Fred Fuller Oil, one of New Hampshire’s largest home heating oil companies, missed numerous oil deliveries in December, and that had two consequences: 1) Some customers left, and 2) the New Hampshire House of Representatives revived a bill to further regulate pre-buy oil contracts. The first effect is likely to be more long-lasting.
As House Bill 566 has percolated for years, legislators working on it have realized that there was no easy way to safeguard pre-buy oil payments. Typically legislators insist on “doing something” even if that something is purely symbolic or even makes worse the problem they are trying to solve. With HB 566, the story is different.

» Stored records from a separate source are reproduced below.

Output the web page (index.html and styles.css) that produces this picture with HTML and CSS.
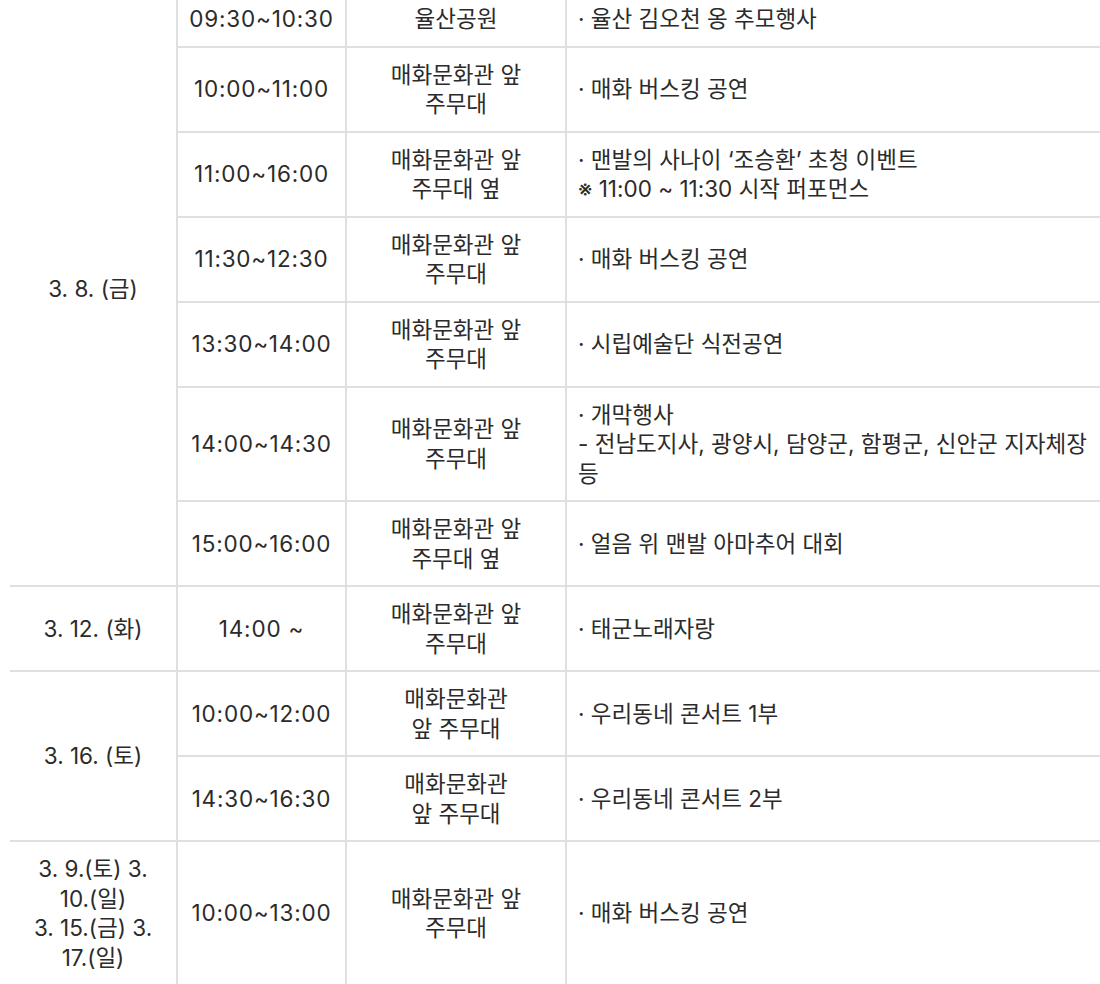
FILE: index.html
```html
<!DOCTYPE html>
<html lang="ko">
<head>
<meta charset="utf-8">
<title>행사 일정</title>
<link rel="stylesheet" href="styles.css">
</head>
<body>
<div class="wrap">
<table class="schedule">
  <colgroup>
    <col class="c-date">
    <col class="c-time">
    <col class="c-place">
    <col class="c-content">
  </colgroup>
  <tbody>
    <tr>
      <td class="date" rowspan="7">3. 8. (금)</td>
      <td class="time">09:30~10:30</td>
      <td class="place">율산공원</td>
      <td class="content">· 율산 김오천 옹 추모행사</td>
    </tr>
    <tr>
      <td class="time">10:00~11:00</td>
      <td class="place">매화문화관 앞<br>주무대</td>
      <td class="content">· 매화 버스킹 공연</td>
    </tr>
    <tr>
      <td class="time">11:00~16:00</td>
      <td class="place">매화문화관 앞<br>주무대 옆</td>
      <td class="content">· 맨발의 사나이 ‘조승환’ 초청 이벤트<br>※ 11:00 ~ 11:30 시작 퍼포먼스</td>
    </tr>
    <tr>
      <td class="time">11:30~12:30</td>
      <td class="place">매화문화관 앞<br>주무대</td>
      <td class="content">· 매화 버스킹 공연</td>
    </tr>
    <tr>
      <td class="time">13:30~14:00</td>
      <td class="place">매화문화관 앞<br>주무대</td>
      <td class="content">· 시립예술단 식전공연</td>
    </tr>
    <tr>
      <td class="time">14:00~14:30</td>
      <td class="place">매화문화관 앞<br>주무대</td>
      <td class="content">· 개막행사<br>- 전남도지사, 광양시, 담양군, 함평군, 신안군 지자체장 등</td>
    </tr>
    <tr>
      <td class="time">15:00~16:00</td>
      <td class="place">매화문화관 앞<br>주무대 옆</td>
      <td class="content">· 얼음 위 맨발 아마추어 대회</td>
    </tr>
    <tr>
      <td class="date">3. 12. (화)</td>
      <td class="time">14:00 ~</td>
      <td class="place">매화문화관 앞<br>주무대</td>
      <td class="content">· 태군노래자랑</td>
    </tr>
    <tr>
      <td class="date" rowspan="2">3. 16. (토)</td>
      <td class="time">10:00~12:00</td>
      <td class="place">매화문화관<br>앞 주무대</td>
      <td class="content">· 우리동네 콘서트 1부</td>
    </tr>
    <tr>
      <td class="time">14:30~16:30</td>
      <td class="place">매화문화관<br>앞 주무대</td>
      <td class="content">· 우리동네 콘서트 2부</td>
    </tr>
    <tr>
      <td class="date"><span class="nb">3. 9.(토)</span> 3. <span class="nb">10.(일)</span><br><span class="nb">3. 15.(금)</span> 3. <span class="nb">17.(일)</span></td>
      <td class="time">10:00~13:00</td>
      <td class="place">매화문화관 앞<br>주무대</td>
      <td class="content">· 매화 버스킹 공연</td>
    </tr>
  </tbody>
</table>
</div>
</body>
</html>
```

FILE: styles.css
```css
html, body {
  margin: 0;
  padding: 0;
  background: #fff;
  overflow: hidden;
}

.wrap {
  padding-left: 10px;
  margin-top: -8px;
}

.schedule {
  width: 1090px;
  border-collapse: separate;
  border-spacing: 0;
  table-layout: fixed;
  font-family: "Inter", "Noto Sans CJK KR", sans-serif;
  font-size: 22.5px;
  line-height: 29.5px;
  color: #2b2b2b;
}

.c-date { width: 166px; }
.c-time { width: 169px; }
.c-place { width: 220px; }
.c-content { width: 535px; }

.schedule td {
  padding: 12px 10px;
  border-bottom: 2px solid #e0e0e0;
  border-left: 2px solid #e0e0e0;
  vertical-align: middle;
  text-align: center;
  word-break: keep-all;
}

.schedule td.date {
  border-left: none;
}

.nb {
  white-space: nowrap;
}

.schedule td.time {
  letter-spacing: 0.8px;
}

.schedule td.content {
  text-align: left;
  padding-left: 11px;
  padding-right: 8px;
}
```
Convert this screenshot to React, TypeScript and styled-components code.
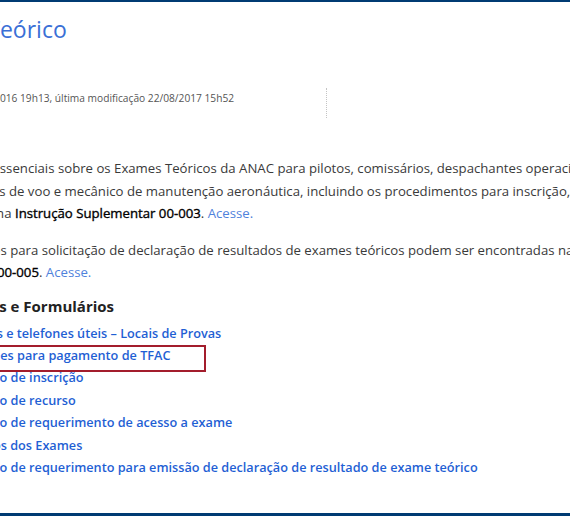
import React from 'react'
import styled, { createGlobalStyle } from 'styled-components'

const GlobalStyle = createGlobalStyle`
  html, body {
    margin: 0;
    padding: 0;
    background: #fff;
    overflow: hidden;
  }
  body {
    font-family: 'Open Sans', 'Liberation Sans', sans-serif;
  }
`

const links = [
  { text: 'Endereços e telefones úteis – Locais de Provas' },
  { text: 'Orientações para pagamento de TFAC', destaque: true },
  { text: 'Formulário de inscrição' },
  { text: 'Formulário de recurso' },
  { text: 'Formulário de requerimento de acesso a exame' },
  { text: 'Resultados dos Exames' },
  { text: 'Formulário de requerimento para emissão de declaração de resultado de exame teórico' },
]

export default function App() {
  return (
    <>
      <GlobalStyle />
      <Pagina>
        <Conteudo>
          <Titulo>Exame Teórico</Titulo>

          <MetaLinha>
            <MetaInfo>criado 23/05/2016 19h13, última modificação 22/08/2017 15h52</MetaInfo>
          </MetaLinha>

          <Texto margem="39px">
            Informações essenciais sobre os Exames Teóricos da ANAC para pilotos, comissários, despachantes operacionais,
            <br />
            coordenadores de voo e mecânico de manutenção aeronáutica, incluindo os procedimentos para inscrição, estão
            <br />
            são descritos na <Forte>Instrução Suplementar 00-003</Forte>. <Acesse href="#">Acesse.</Acesse>
          </Texto>

          <Texto margem="14px">
            As informações para solicitação de declaração de resultados de exames teóricos podem ser encontradas na
            <br />
            <Forte>Instrução IAC 00-005</Forte>. <Acesse href="#">Acesse.</Acesse>
          </Texto>

          <SubTitulo>Documentos e Formulários</SubTitulo>

          <Lista>
            {links.map((l) => (
              <Item key={l.text}>
                <LinkDoc href="#" $destaque={l.destaque}>{l.text}</LinkDoc>
              </Item>
            ))}
          </Lista>
        </Conteudo>
        <Rodape />
      </Pagina>
    </>
  )
}

const Pagina = styled.div`
  display: flex;
  flex-direction: column;
  height: 516px;
  border-top: 2px solid #003b73;
  box-sizing: border-box;
`

const Conteudo = styled.main`
  margin-left: -88px;
  flex: 1;
  white-space: nowrap;
`

const Titulo = styled.h1`
  margin: 12px 0 0 -2.5px;
  font-size: 23px;
  line-height: 30px;
  font-weight: 400;
  color: #3a6fd6;
`

const MetaLinha = styled.div`
  display: flex;
  margin-top: 44px;
  height: 30px;
`

const MetaInfo = styled.div`
  width: 395px;
  margin-left: 19px;
  border-right: 1px dotted #c4c4c4;
  font-size: 10.2px;
  line-height: 20px;
  color: #555;
`

const Texto = styled.p<{ margem: string }>`
  margin: ${(p) => p.margem} 0 0;
  font-size: 13.2px;
  line-height: 22.5px;
  color: #3a3a3a;
`

const Forte = styled.span`
  font-weight: 400;
  color: #000;
  -webkit-text-stroke: 0.35px #000;
`

const Acesse = styled.a`
  color: #4f82dc;
  text-decoration: none;
`

const SubTitulo = styled.h2`
  margin: 11px 0 0;
  font-size: 15px;
  line-height: 22px;
  font-weight: 700;
  color: #222;
`

const Lista = styled.ul`
  list-style: none;
  margin: 5px 0 0;
  padding: 0 0 0 27.5px;
`

const Item = styled.li`
  font-size: 12.7px;
  line-height: 22.4px;
  font-weight: 600;
`

const LinkDoc = styled.a<{ $destaque?: boolean }>`
  position: relative;
  color: #1f5fd4;
  text-decoration: none;
  &::after {
    content: '';
    display: ${(p) => (p.$destaque ? 'block' : 'none')};
    position: absolute;
    top: -1px;
    bottom: -8px;
    left: -40px;
    right: -35px;
    border: 2px solid #a31d2c;
  }
`

const Rodape = styled.footer`
  height: 3px;
  background: #003b73;
`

The bill at first would have required oil companies to put pre-buy money into escrow accounts. But that would put many small companies out of business, and banks objected to handling the accounts. Legislators considered requiring oil companies to register with the state, but that would not solve the problem, and the state hasn’t the staff to oversee the companies. It is not clear that either solution would have prevented Fred Fuller’s recent delivery problems, which were not restricted to pre-buy customers.
The Commerce and Consumer Affairs Committee has voted 19-1 to kill the bill because the committee was unable “to find a way to protect consumers from these catastrophic business failures.” How refreshing to see legislators acknowledge the limits of their powers rather than advocate passing a symbolic but ineffective or even damaging law.